> _Records for the task_:
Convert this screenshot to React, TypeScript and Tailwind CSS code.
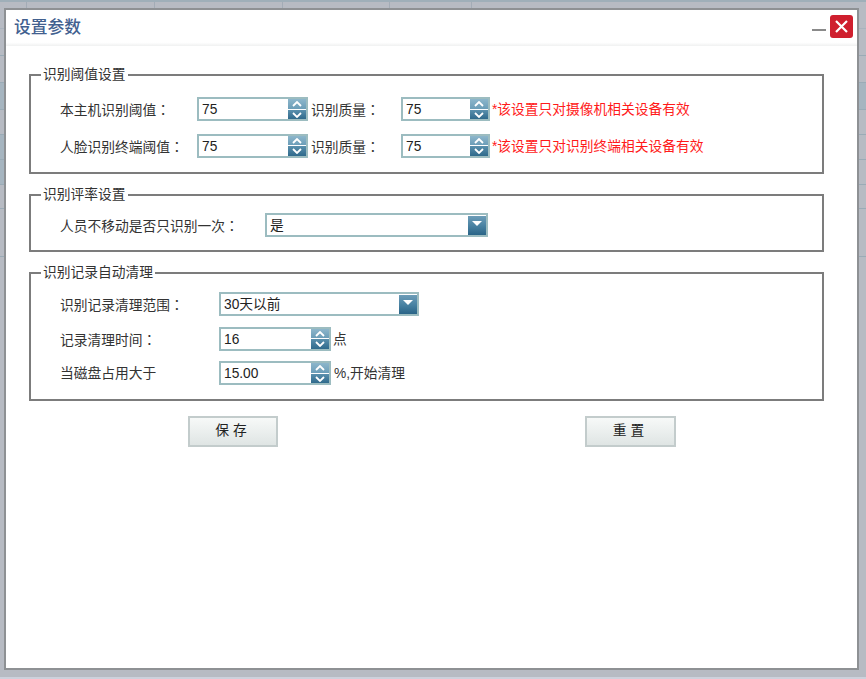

...

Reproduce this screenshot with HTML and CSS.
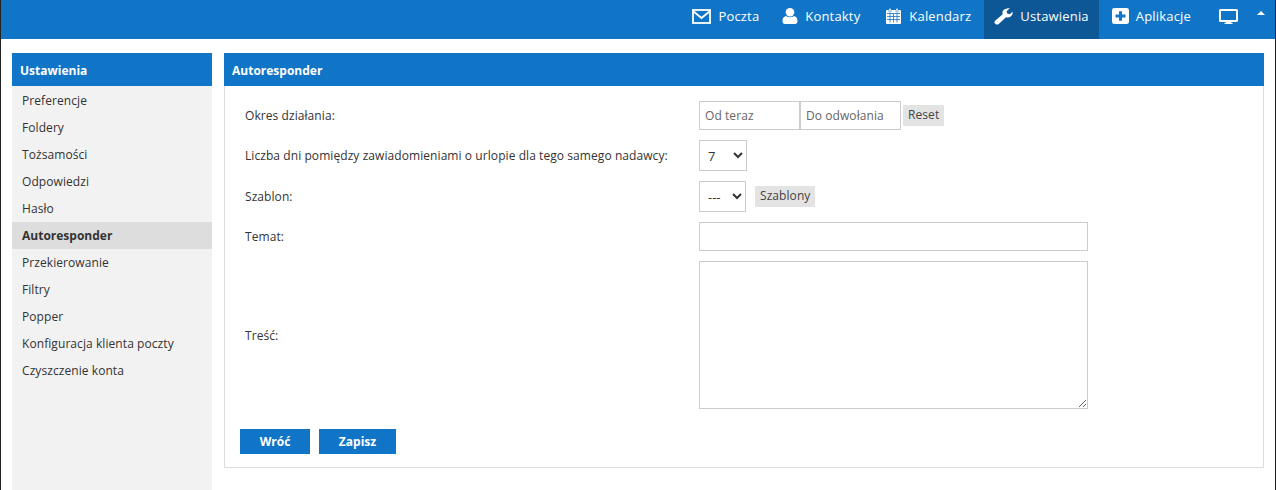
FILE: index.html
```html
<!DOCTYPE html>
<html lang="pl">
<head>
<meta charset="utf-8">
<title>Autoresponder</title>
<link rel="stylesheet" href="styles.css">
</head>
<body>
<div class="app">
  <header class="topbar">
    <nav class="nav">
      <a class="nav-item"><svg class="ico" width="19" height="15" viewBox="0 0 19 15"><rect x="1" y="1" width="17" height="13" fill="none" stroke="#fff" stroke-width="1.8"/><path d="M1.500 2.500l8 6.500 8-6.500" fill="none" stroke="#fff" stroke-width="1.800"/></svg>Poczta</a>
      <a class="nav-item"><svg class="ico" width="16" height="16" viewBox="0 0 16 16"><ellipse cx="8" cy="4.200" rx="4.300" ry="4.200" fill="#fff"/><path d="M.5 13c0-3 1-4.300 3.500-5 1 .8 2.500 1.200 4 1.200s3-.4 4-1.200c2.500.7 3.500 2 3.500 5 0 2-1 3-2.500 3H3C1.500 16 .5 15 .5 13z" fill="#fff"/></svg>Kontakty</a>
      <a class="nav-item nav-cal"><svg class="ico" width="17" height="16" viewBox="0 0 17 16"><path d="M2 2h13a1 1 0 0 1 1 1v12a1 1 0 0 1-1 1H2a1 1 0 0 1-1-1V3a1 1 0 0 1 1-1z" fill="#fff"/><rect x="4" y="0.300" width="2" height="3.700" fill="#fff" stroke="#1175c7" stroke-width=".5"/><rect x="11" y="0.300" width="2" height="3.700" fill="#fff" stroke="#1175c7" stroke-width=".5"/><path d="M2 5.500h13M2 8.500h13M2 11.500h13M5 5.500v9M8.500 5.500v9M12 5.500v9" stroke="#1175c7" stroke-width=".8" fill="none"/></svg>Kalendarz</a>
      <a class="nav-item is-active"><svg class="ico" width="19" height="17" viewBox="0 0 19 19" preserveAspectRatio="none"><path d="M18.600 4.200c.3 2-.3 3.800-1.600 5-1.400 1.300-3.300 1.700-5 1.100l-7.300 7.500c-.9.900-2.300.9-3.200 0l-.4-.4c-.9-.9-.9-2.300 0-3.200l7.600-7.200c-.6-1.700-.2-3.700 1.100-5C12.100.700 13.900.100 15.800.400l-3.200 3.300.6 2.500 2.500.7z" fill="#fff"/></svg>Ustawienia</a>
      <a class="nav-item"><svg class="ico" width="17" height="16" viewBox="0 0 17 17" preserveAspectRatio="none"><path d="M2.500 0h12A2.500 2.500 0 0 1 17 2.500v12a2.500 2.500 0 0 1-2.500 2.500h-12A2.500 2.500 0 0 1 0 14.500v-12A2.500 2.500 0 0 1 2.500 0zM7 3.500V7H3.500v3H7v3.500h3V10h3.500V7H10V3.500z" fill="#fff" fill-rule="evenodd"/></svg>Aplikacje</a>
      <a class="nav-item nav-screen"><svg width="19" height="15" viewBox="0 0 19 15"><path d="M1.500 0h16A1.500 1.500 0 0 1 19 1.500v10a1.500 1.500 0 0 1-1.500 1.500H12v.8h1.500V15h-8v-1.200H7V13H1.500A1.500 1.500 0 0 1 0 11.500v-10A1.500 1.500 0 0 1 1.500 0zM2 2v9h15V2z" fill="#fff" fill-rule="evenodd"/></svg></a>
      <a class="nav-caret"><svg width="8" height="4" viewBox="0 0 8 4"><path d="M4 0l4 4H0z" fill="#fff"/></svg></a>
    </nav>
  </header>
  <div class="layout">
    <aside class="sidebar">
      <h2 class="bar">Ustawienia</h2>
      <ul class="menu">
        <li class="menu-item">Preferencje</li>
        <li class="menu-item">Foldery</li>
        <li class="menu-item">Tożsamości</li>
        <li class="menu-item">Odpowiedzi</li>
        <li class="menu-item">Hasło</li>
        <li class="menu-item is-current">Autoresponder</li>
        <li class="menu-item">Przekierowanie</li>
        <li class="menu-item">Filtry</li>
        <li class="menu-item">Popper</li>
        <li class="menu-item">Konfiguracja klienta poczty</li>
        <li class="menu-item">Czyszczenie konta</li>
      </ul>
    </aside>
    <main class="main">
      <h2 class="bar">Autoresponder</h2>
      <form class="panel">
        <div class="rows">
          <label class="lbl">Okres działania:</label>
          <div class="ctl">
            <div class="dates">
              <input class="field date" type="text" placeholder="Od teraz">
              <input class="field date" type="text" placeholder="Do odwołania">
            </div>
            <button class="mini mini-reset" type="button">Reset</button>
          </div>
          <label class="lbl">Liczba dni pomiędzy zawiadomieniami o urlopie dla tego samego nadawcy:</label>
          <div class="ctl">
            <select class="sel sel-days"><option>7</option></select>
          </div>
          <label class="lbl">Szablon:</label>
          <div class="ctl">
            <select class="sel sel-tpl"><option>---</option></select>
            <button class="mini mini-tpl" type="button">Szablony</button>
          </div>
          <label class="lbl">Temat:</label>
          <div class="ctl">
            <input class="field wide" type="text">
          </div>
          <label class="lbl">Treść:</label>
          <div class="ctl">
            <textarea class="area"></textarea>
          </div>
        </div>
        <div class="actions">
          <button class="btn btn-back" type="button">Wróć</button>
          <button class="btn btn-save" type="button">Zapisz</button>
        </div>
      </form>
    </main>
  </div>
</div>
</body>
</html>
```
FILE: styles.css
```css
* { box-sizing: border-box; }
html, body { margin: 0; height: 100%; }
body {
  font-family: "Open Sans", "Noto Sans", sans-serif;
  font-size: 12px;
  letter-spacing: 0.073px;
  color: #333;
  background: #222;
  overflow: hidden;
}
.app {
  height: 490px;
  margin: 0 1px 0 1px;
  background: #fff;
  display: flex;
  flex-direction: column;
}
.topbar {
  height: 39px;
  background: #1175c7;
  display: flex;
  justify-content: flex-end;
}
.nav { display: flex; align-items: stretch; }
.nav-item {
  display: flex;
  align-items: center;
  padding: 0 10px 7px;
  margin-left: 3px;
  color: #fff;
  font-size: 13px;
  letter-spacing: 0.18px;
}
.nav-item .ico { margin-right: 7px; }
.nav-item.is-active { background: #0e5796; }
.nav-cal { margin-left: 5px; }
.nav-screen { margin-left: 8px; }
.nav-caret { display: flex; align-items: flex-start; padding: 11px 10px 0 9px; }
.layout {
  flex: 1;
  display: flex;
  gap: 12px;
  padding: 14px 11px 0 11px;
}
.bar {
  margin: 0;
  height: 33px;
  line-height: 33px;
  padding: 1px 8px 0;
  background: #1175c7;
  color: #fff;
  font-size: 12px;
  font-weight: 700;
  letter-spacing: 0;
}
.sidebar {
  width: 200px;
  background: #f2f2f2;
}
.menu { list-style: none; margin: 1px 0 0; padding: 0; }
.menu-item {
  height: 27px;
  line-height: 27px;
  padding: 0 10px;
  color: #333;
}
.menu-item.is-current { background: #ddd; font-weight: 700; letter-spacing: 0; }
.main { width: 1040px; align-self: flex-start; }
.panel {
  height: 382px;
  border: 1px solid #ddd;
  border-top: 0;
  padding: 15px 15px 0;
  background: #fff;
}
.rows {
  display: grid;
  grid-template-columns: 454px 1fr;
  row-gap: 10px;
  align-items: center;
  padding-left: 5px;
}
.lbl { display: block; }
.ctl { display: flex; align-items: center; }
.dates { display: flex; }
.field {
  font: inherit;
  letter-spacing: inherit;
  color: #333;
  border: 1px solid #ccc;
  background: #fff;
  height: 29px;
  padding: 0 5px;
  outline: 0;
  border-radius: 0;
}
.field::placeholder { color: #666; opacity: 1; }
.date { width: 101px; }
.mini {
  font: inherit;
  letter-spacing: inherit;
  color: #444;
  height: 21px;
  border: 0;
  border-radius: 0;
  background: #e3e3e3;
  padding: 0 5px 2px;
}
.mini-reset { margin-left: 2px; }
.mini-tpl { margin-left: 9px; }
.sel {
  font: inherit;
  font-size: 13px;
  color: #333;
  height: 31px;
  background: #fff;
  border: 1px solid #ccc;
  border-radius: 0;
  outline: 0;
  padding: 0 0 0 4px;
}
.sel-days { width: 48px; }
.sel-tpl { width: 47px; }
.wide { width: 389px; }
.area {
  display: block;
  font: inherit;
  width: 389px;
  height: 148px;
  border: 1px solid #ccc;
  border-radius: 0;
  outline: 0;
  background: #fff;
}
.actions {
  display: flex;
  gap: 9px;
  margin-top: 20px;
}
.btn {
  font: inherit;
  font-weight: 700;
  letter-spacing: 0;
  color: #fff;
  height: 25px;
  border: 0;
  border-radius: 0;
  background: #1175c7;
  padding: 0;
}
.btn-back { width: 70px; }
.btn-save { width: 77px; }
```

...

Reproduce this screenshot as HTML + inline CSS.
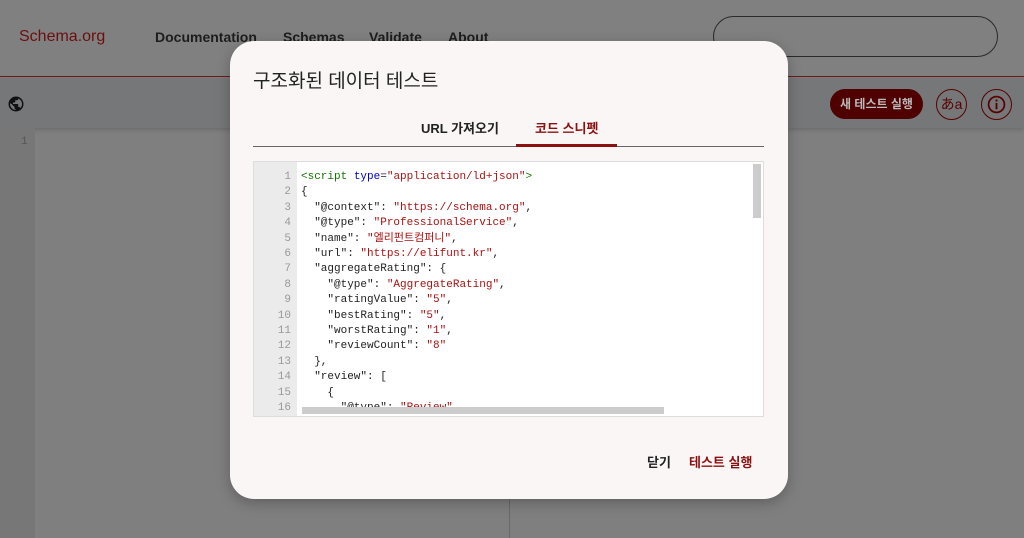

> _Challenge_: Check each line of the entries above for the word "Reproduce". List the ones that have it.

> _Correct answer_:
Reproduce this screenshot with HTML and CSS.
Reproduce this screenshot as HTML + inline CSS.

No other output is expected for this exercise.